If we see A+B first and fuse it the loop further down will add an extra edge between B and C:

  A
 / \
B  |
 \ |
   C

at this point fusing A+C is pointless because we always must schedule B in between. I was wrong however in thinking that the following addEdge would fail because of this. Nonetheless it would be good to have a check for this situation to avoid adding cluster edges for pairs that cannot be scheduled next to each other anyway. Maybe we should have reachability checks from FirstSU successors to SecondSU and bail if one is found.

evandro added inline comments.Sep 29 2017, 3:26 PM
llvm/lib/CodeGen/MacroFusion.cpp
38–46

What do you mean by reachability exactly? Also, do you think that addEdge() should have this check added?

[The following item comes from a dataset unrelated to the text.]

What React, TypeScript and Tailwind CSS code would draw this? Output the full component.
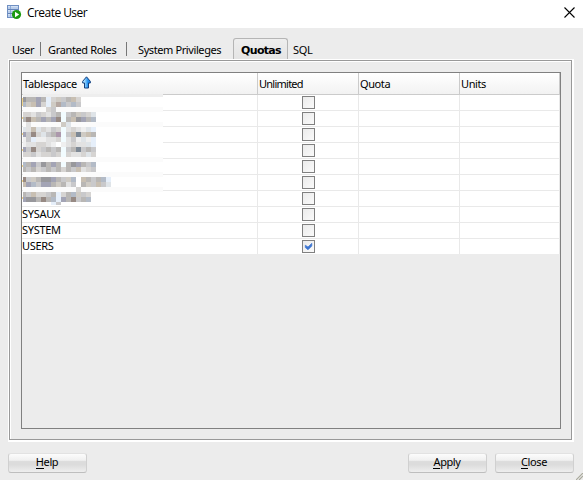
import type { ReactNode } from 'react';

const COLORS: Record<string, string> = {
  a: '#98989c', b: '#a3a4b5', c: '#b9b7b5', d: '#c9c9cb', e: '#d6d4d2', f: '#e2e2e2',
  g: '#efefef', h: '#c8bfb2', i: '#978a84', j: '#ac98ac', k: '#e6effa', l: '#7e8995',
  m: '#b3bbc7', n: '#cfcbc4', o: '#dfe4e8', p: '#f2fcff', q: '#b5a8a2', r: '#fbfbfb', w: '#ffffff',
};

// One character per mosaic cell; the first column is clipped to 3px.
const MOSAIC = [
  'accbckendche',
  'mnhbeknqmdmd',
  'rrrrredrrrrrrrr',
  'eefdefdcpdcndeo',
  'cihcbcbipchabcm',
  'rfrrrrrrnorrrrr',
  'ofhoefdepfefgok',
  'bdieodcjpdhlnhc',
  'gdkggffepfdgogk',
  'gffeefgwgfeffok',
  'bdiedcdcpdcldcd',
  'eedfeedepeffeoe',
  'rrrrrrrrrrrrrrr',
  'mcbdacbcpcabcdm',
  'cdcedcdcecdhfed',
  'rrrrrrrrrrrrrrr',
  'idncaabcdnmwhcdcmk',
  'hbmdbbcncfdwcndhdo',
  'rrrrrrrrrrrerrrrr',
  'cdheedckecmnde',
  'baacicmkbcidcm',
  'wwwwwwkdwwwwww',
];

function Mosaic() {
  return (
    <svg className="block" width="141" height="108" shapeRendering="crispEdges">
      <rect x="1" width="140" height="108" fill="#fff" />
      {[10, 25, 60, 75, 90].map((y) => (
        <rect key={y} x="1" y={y} width="140" height="5" fill="#fbfbfb" />
      ))}
      {[1, 20, 36, 52, 68, 83, 100].map((y) => (
        <rect key={y} y={y} width="1" height={y === 1 ? 8 : 2} fill="#f0d48a" />
      ))}
      {MOSAIC.map((row, r) =>
        row.split('').map((c, i) => (
          <rect
            key={`${r}-${i}`}
            x={i === 0 ? 1 : 4 + (i - 1) * 5}
            y={r * 5}
            width={i === 0 ? 3 : 5}
            height={r === 21 ? 3 : 5}
            fill={COLORS[c]}
          />
        )),
      )}
    </svg>
  );
}

function AppIcon() {
  return (
    <svg width="15" height="15" viewBox="0 0 15 15">
      <rect x="0.5" y="0.5" width="11" height="12" fill="#b9cdea" stroke="#6f8fc2" />
      <path d="M1 4.5h10M1 8.5h10" stroke="#6384ba" />
      <path d="M1 1.5h10M1 5.5h10M1 9.5h10" stroke="#d3e1f4" />
      <path d="M3.5 1v3M3.5 5v3M3.5 9v3" stroke="#8eabd8" />
      <circle cx="9.5" cy="9.5" r="4.6" fill="#1c9a10" />
      <path d="M8 6.7v5.6l4.2-2.8z" fill="#fff" />
    </svg>
  );
}

function SortArrow() {
  return (
    <svg width="9" height="13" viewBox="0 0 9 13">
      <defs>
        <linearGradient id="arrow">
          <stop offset="0.2" stopColor="#a9e0ff" />
          <stop offset="0.7" stopColor="#1e8df0" />
        </linearGradient>
      </defs>
      <path d="M4.5 0.8 8.3 5.3V7H6.5v5h-4V7H0.7V5.3z" fill="url(#arrow)" stroke="#163f7c" />
    </svg>
  );
}

function Checkbox({ checked }: { checked: boolean }) {
  return (
    <span className="flex size-[13px] items-center justify-center border border-[#808080] bg-linear-to-br from-[#ebebeb] to-[#fafafa]">
      {checked && (
        <svg width="9" height="9" viewBox="0 0 9 9">
          <path d="M1.3 3.2v2.3L4 7.8 7.8 4V1.3L4 5z" fill="#3e76d1" stroke="#3e76d1" strokeWidth="0.7" />
        </svg>
      )}
    </span>
  );
}

function Button({ letter, rest }: { letter: string; rest: string }) {
  return (
    <button className="flex h-[20px] w-[79px] items-start justify-center rounded-[3px] border border-[#d0d0d0] border-t-[#e2e2e2] border-b-[#bebebe] bg-[linear-gradient(to_bottom,#fcfcfc_0%,#f0f0f0_35%,#dcdcdc_42%,#dcdcdc_60%,#eeeeee_100%)] pt-px">
      <span className="pr-px tracking-[-0.4px]">
        <span className="inline-block h-[14px] border-b border-black">{letter}</span>
        {rest}
      </span>
    </button>
  );
}

function Header({ width, children }: { width: string; children: ReactNode }) {
  return (
    <div className={`${width} flex h-full items-center whitespace-nowrap border-r border-[#cbcbcb] pl-px`}>
      {children}
    </div>
  );
}

const ROWS = ['', '', '', '', '', '', '', 'SYSAUX', 'SYSTEM', 'USERS'];

export default function App() {
  return (
    <div className="flex h-[480px] w-[583px] flex-col overflow-hidden bg-[#ececec] font-['Noto_Sans','Open_Sans',sans-serif] text-[11px] leading-[14px] text-black">
      <header className="flex h-[28px] shrink-0 items-start bg-white pl-[7px] pt-[5px]">
        <AppIcon />
        <span className="ml-[5px] font-['Open_Sans',sans-serif] text-[12px] leading-[16px] tracking-[-0.55px]">Create User</span>
        <svg className="ml-auto mr-[8px] mt-[2px]" width="11" height="11" viewBox="0 0 11 11">
          <path d="M0.5 0.5l10 10M10.5 0.5l-10 10" stroke="#000" strokeWidth="1.1" />
        </svg>
      </header>

      <nav className="flex h-[31px] shrink-0 items-end whitespace-nowrap pl-[12px]">
        <span className="mb-[2px] w-[28px] tracking-[-0.5px]">User</span>
        <span className="mb-[3px] h-[14px] w-px bg-[#777]" />
        <span className="mb-[2px] ml-[7px] w-[78px] tracking-[-0.35px]">Granted Roles</span>
        <span className="mb-[3px] h-[14px] w-px bg-[#777]" />
        <span className="mb-[2px] ml-[11px] w-[95px] tracking-[-0.4px]">System Privileges</span>
        <span className="flex h-[21px] w-[55px] items-center justify-center rounded-t-[3px] border border-b-0 border-[#b5b5b5] bg-linear-to-b from-[#eeeeee] to-[#e4e4e4] pl-px pt-[3px] font-['DejaVu_Sans',sans-serif] font-bold tracking-[-0.7px]">
          Quotas
        </span>
        <span className="mb-[2px] ml-[5px] tracking-[-0.3px]">SQL</span>
      </nav>

      <section className="ml-[8px] h-[383px] w-[566px] shrink-0 border border-r-2 border-b-2 border-white">
        <div className="h-full border border-[#999]">
          <div className="h-full border-l border-t border-white pl-[10px] pt-[10px]">
            <div className="h-[357px] w-[540px] border border-[#808080]">
              <div className="flex h-[22px] border-b border-[#cbcbcb] bg-linear-to-b from-white to-[#f2f2f2]">
                <Header width="w-[236px]">
                  <span className="mr-[5px] tracking-[-0.3px]">Tablespace</span>
                  <span className="mb-[3px]"><SortArrow /></span>
                </Header>
                <Header width="w-[101px]"><span className="tracking-[-0.75px]">Unlimited</span></Header>
                <Header width="w-[101px]"><span className="tracking-[-0.4px]">Quota</span></Header>
                <Header width="w-[100px]"><span className="tracking-[-0.4px]">Units</span></Header>
              </div>
              <div className="relative">
                {ROWS.map((name, i) => (
                  <div key={i} className={`flex h-[16px] border-b bg-white ${i === 9 ? 'border-[#ececec]' : 'border-[#e9e9e9]'}`}>
                    <div className="w-[236px] border-r border-[#e9e9e9] tracking-[-0.3px]">{name}</div>
                    <div className="flex w-[101px] items-center justify-center border-r border-[#e9e9e9]">
                      <Checkbox checked={name === 'USERS'} />
                    </div>
                    <div className="w-[101px] border-r border-[#e9e9e9]" />
                    <div className="w-[100px] border-r border-[#e9e9e9]" />
                  </div>
                ))}
                <div className="absolute left-px top-[-1px] h-[3px] w-[140px] bg-[#eeeeee]" />
                <div className="absolute left-0 top-[2px]"><Mosaic /></div>
              </div>
            </div>
          </div>
        </div>
      </section>

      <footer className="relative mt-[11px] flex shrink-0 pl-[8px]">
        <Button letter="H" rest="elp" />
        <div className="ml-auto mr-[9px] flex gap-[8px]">
          <Button letter="A" rest="pply" />
          <Button letter="C" rest="lose" />
        </div>
        <svg className="absolute right-0 top-[20px]" width="7" height="7" viewBox="0 0 7 7">
          <path d="M0 7 7 0M3 7 7 3" stroke="#a9a99c" strokeWidth="1.2" />
        </svg>
      </footer>
    </div>
  );
}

MatzeB added inline comments.Sep 29 2017, 3:29 PM
llvm/lib/CodeGen/MacroFusion.cpp
38–46

Having a path between the two SDNodes, there is Topo.IsReachable(A, B). It is used by addEdge, canAddEdge already to avoid situations in which we would form cycles which would be plain invalid.
This case however would not be an invalid ScheduleDAG, just one where we would know beforehand that we cannot fulfill the cluster dependency. So this should be checked outside of addEdge() IMO.

evandro marked 5 inline comments as done.Oct 3 2017, 11:37 AM

Ping πŸ””

MatzeB edited edge metadata.Oct 10 2017, 2:34 PM

You can push this if you want, but I still think that first too loops in fuseInstructionPair() are a poor mans version of the reachability check I outlined in the comments (which would catch more cases).

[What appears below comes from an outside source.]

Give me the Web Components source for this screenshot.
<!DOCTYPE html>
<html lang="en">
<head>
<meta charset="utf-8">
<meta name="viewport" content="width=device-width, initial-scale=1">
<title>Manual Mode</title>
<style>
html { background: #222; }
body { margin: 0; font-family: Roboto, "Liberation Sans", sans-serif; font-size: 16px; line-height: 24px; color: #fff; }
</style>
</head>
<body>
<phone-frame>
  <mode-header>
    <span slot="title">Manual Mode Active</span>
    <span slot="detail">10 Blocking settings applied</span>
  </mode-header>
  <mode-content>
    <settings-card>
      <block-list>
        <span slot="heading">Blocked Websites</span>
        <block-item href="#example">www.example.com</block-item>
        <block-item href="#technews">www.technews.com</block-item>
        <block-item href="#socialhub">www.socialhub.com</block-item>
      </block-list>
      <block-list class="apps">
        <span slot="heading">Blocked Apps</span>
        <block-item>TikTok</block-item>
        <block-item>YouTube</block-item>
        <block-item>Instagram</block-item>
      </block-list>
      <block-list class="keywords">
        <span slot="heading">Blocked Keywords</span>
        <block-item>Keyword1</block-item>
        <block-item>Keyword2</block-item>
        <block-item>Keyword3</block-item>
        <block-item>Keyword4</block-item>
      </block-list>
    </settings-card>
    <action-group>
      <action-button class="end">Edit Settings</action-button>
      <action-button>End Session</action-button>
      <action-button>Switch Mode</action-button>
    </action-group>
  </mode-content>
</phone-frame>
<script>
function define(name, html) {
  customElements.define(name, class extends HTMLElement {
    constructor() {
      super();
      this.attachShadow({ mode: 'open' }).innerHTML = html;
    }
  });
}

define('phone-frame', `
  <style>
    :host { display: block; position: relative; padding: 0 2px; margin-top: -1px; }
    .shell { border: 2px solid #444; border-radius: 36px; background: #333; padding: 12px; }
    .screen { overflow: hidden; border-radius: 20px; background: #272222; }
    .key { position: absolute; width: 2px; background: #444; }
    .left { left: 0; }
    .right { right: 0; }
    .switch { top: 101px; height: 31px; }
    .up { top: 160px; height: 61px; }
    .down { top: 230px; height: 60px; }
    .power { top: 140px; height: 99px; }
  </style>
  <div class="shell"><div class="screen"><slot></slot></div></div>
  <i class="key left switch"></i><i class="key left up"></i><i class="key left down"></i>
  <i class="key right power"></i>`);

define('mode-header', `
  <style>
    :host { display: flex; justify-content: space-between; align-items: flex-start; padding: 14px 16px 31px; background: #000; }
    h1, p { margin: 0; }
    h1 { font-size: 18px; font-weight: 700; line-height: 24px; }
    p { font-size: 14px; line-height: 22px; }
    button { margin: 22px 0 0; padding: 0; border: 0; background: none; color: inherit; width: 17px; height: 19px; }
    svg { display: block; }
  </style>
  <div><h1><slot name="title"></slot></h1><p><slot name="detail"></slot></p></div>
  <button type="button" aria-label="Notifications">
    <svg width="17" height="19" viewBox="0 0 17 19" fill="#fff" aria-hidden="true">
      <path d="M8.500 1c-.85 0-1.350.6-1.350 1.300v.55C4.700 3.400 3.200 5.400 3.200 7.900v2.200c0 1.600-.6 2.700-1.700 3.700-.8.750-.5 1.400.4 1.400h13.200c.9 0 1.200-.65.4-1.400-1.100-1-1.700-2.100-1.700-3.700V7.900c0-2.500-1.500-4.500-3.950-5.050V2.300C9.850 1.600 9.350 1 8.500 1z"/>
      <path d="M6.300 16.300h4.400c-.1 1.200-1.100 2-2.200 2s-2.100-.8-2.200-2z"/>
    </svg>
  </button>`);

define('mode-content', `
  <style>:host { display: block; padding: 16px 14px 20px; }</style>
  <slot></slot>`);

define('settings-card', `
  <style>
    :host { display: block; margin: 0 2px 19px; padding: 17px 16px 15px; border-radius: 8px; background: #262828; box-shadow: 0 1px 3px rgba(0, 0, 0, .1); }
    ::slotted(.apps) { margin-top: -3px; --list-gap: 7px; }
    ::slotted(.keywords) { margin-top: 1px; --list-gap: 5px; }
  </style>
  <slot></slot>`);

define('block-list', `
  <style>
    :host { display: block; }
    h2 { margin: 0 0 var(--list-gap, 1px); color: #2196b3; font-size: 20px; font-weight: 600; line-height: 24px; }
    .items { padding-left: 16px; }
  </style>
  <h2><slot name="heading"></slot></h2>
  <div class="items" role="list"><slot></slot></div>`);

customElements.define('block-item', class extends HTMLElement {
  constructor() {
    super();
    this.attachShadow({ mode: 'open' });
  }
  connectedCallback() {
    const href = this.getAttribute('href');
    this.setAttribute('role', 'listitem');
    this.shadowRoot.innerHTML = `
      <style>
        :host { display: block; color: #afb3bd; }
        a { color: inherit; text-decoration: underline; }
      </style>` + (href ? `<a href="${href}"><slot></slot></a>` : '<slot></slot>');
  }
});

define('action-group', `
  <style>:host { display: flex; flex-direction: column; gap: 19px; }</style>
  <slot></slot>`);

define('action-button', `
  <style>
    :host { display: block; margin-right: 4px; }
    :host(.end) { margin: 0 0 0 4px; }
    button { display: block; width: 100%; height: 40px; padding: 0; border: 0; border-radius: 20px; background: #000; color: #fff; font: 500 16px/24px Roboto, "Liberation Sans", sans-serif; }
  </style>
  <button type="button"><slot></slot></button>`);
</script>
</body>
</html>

You can push this if you want, but I still think that first too loops in fuseInstructionPair() are a poor mans version of the reachability check I outlined in the comments (which would catch more cases).

I thought that our comments crossed past each other. Let me give this some thought...

evandro updated this revision to Diff 123840.Nov 21 2017, 1:22 PM

Add comment hopefully reflecting conversation at the US Developers Meeting.

fhahn added inline comments.Nov 27 2017, 9:00 AM
llvm/lib/CodeGen/MacroFusion.cpp
79

Would it make sense to move this code to a function (maybe just a closure in this function? I suspect the fact that we use isPred/isSucc makes things slightly tricky? :(

evandro added inline comments.Nov 27 2017, 12:16 PM
llvm/lib/CodeGen/MacroFusion.cpp
79

Where would you suggest, as a new method in SUinit?

evandro added inline comments.Nov 28 2017, 8:40 AM
llvm/lib/CodeGen/MacroFusion.cpp
79

Effectively, this test is equivalent to SDep::getKind() == SDep::Order || SDep::getKind() == SDep::Output.

evandro marked an inline comment as done.Nov 28 2017, 8:43 AM
evandro added inline comments.
llvm/lib/CodeGen/MacroFusion.cpp
79

Hit send before finishing editing the comment above.

Again, effectively, this test is equivalent to SDep::getKind() == SDep::Anti || SDep::getKind() == SDep::Output.

evandro updated this revision to Diff 124602.Nov 28 2017, 10:14 AM
evandro marked 4 inline comments as done.

Move frequent check into separate function.

Ping πŸ””

fhahn accepted this revision.Dec 6 2017, 7:03 AM

Thanks Evandro. I think this looks good to me now. I still think it's unfortunate that we basically duplicate the loop to add artificial dependences, but I don't see a way to share the code without making it more complicated than it is now. Please wait a bit with committing, to give Matthias a chance to voice additional concerns.

llvm/lib/CodeGen/MacroFusion.cpp
79

Hard to tell in Phabricator, could you check if that could go on the previous line?

This revision is now accepted and ready to land.Dec 6 2017, 7:03 AM
evandro marked an inline comment as done.Dec 6 2017, 1:05 PM
evandro added inline comments.
llvm/lib/CodeGen/MacroFusion.cpp
79

Yes, it would.

evandro marked an inline comment as done.Dec 6 2017, 1:05 PM
evandro marked an inline comment as done.Dec 11 2017, 9:02 AM
This revision was automatically updated to reflect the committed changes.